## Stated task
The required output is the exact run of lines from the line containing "What React, TypeScript" to the line containing "number; dense?: boolean", inclusive, and nothing besides.

Front-end source files
— Start —
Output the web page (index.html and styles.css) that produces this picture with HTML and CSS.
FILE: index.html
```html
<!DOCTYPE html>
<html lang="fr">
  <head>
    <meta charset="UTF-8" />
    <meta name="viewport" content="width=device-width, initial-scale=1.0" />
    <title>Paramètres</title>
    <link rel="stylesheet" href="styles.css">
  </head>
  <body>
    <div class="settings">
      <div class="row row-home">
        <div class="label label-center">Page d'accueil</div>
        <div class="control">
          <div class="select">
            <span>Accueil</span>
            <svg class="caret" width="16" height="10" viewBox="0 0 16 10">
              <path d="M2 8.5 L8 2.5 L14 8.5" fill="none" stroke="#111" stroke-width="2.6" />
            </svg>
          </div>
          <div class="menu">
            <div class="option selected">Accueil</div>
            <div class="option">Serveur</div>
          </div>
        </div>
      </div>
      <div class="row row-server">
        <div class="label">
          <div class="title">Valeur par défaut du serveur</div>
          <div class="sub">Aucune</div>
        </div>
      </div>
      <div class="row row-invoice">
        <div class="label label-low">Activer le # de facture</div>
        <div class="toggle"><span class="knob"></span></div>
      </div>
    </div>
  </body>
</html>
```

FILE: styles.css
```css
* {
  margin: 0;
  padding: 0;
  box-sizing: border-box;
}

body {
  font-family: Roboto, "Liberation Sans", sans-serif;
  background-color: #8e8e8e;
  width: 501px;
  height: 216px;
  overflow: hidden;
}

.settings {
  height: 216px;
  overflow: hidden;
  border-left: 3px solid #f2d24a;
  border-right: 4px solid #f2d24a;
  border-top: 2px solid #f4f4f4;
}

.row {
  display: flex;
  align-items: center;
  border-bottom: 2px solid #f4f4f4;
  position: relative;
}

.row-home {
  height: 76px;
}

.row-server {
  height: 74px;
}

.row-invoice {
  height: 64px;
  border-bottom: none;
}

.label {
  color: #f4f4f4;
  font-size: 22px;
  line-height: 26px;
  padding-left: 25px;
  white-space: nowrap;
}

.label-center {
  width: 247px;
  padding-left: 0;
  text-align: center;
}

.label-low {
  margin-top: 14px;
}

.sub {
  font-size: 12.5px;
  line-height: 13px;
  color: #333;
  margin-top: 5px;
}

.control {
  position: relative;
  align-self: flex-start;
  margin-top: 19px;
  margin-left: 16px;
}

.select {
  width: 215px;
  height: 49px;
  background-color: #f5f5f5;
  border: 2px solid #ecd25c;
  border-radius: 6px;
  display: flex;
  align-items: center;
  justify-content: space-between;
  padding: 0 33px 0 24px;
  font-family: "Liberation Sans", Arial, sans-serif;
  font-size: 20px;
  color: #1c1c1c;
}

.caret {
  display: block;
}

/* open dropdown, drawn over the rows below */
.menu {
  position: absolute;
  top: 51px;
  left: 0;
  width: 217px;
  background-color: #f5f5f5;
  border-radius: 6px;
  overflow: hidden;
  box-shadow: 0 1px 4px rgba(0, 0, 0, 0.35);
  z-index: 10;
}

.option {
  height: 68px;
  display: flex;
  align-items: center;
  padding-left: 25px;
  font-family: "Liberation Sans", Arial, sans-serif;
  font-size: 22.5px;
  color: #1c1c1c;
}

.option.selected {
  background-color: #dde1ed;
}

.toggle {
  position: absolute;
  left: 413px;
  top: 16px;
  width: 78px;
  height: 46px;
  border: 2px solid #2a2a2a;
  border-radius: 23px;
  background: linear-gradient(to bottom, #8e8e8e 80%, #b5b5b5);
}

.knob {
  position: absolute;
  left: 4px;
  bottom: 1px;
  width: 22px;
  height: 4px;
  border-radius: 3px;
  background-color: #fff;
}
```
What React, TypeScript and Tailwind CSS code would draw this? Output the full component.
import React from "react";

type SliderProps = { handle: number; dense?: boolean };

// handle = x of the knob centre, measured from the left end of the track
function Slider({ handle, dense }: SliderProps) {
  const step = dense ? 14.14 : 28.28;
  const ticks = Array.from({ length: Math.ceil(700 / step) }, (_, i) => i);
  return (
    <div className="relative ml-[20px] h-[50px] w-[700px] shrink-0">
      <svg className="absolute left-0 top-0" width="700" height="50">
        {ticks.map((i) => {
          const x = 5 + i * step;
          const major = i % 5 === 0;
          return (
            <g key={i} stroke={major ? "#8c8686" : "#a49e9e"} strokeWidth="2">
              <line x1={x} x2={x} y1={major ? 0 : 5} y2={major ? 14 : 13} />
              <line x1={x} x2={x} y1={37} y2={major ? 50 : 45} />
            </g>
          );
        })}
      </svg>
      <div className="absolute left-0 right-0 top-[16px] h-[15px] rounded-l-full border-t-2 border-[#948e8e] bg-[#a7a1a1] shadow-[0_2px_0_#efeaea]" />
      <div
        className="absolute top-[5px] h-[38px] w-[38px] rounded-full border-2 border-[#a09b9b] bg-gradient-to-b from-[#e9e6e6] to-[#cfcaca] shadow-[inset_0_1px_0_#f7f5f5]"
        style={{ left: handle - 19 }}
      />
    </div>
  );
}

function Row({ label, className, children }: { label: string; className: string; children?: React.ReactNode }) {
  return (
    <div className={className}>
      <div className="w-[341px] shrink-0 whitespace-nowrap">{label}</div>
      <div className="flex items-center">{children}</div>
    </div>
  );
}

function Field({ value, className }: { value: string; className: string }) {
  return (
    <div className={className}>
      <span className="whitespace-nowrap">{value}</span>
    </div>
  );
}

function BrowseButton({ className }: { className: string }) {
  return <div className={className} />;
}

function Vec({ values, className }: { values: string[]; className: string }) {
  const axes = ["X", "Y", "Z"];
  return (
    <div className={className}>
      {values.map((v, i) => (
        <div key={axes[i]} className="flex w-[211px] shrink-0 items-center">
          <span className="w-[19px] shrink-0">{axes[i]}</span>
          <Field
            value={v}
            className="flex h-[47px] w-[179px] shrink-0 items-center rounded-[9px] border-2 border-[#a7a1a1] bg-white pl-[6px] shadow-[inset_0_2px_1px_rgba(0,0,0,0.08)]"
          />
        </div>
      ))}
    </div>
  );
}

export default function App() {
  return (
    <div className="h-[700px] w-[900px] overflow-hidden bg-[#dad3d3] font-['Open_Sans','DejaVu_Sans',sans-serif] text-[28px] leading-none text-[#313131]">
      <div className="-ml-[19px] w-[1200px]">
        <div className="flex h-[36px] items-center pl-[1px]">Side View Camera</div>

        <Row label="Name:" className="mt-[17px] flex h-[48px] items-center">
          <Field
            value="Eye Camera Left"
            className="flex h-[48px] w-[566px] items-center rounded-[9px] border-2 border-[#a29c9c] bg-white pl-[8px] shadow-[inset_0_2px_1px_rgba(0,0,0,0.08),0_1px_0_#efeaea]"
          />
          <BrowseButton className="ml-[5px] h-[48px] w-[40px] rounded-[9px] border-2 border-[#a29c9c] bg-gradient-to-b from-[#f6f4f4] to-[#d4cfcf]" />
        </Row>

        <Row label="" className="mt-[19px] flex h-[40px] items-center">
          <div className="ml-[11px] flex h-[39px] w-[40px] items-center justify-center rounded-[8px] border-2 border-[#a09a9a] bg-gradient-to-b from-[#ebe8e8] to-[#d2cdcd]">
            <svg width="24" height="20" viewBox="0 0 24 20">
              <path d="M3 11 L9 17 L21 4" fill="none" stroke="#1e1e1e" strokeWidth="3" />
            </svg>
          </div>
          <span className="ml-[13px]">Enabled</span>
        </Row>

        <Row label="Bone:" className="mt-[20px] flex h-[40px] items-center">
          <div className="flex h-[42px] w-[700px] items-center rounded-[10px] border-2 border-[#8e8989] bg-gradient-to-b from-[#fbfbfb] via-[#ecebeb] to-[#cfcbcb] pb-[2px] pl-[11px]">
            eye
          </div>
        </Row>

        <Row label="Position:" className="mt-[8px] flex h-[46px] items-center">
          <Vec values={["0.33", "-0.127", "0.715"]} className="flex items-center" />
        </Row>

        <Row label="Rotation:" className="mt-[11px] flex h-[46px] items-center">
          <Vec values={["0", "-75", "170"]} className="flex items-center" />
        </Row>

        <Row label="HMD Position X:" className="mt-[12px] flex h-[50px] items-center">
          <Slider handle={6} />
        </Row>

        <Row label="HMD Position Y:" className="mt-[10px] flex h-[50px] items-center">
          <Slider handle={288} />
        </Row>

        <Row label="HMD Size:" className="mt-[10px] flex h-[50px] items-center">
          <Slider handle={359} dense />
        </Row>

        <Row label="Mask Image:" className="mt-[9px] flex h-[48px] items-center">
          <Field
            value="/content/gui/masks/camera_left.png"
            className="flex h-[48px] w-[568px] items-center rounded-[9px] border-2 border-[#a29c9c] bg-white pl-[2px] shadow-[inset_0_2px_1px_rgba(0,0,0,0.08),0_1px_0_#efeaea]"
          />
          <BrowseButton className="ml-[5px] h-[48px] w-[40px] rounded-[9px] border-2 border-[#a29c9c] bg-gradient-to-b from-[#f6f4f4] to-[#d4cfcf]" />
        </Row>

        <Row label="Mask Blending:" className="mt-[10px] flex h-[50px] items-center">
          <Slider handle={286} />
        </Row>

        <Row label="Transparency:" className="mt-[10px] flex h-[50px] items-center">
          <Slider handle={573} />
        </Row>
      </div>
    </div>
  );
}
— End —
## Exercise answer
What React, TypeScript and Tailwind CSS code would draw this? Output the full component.
import React from "react";

type SliderProps = { handle: number; dense?: boolean };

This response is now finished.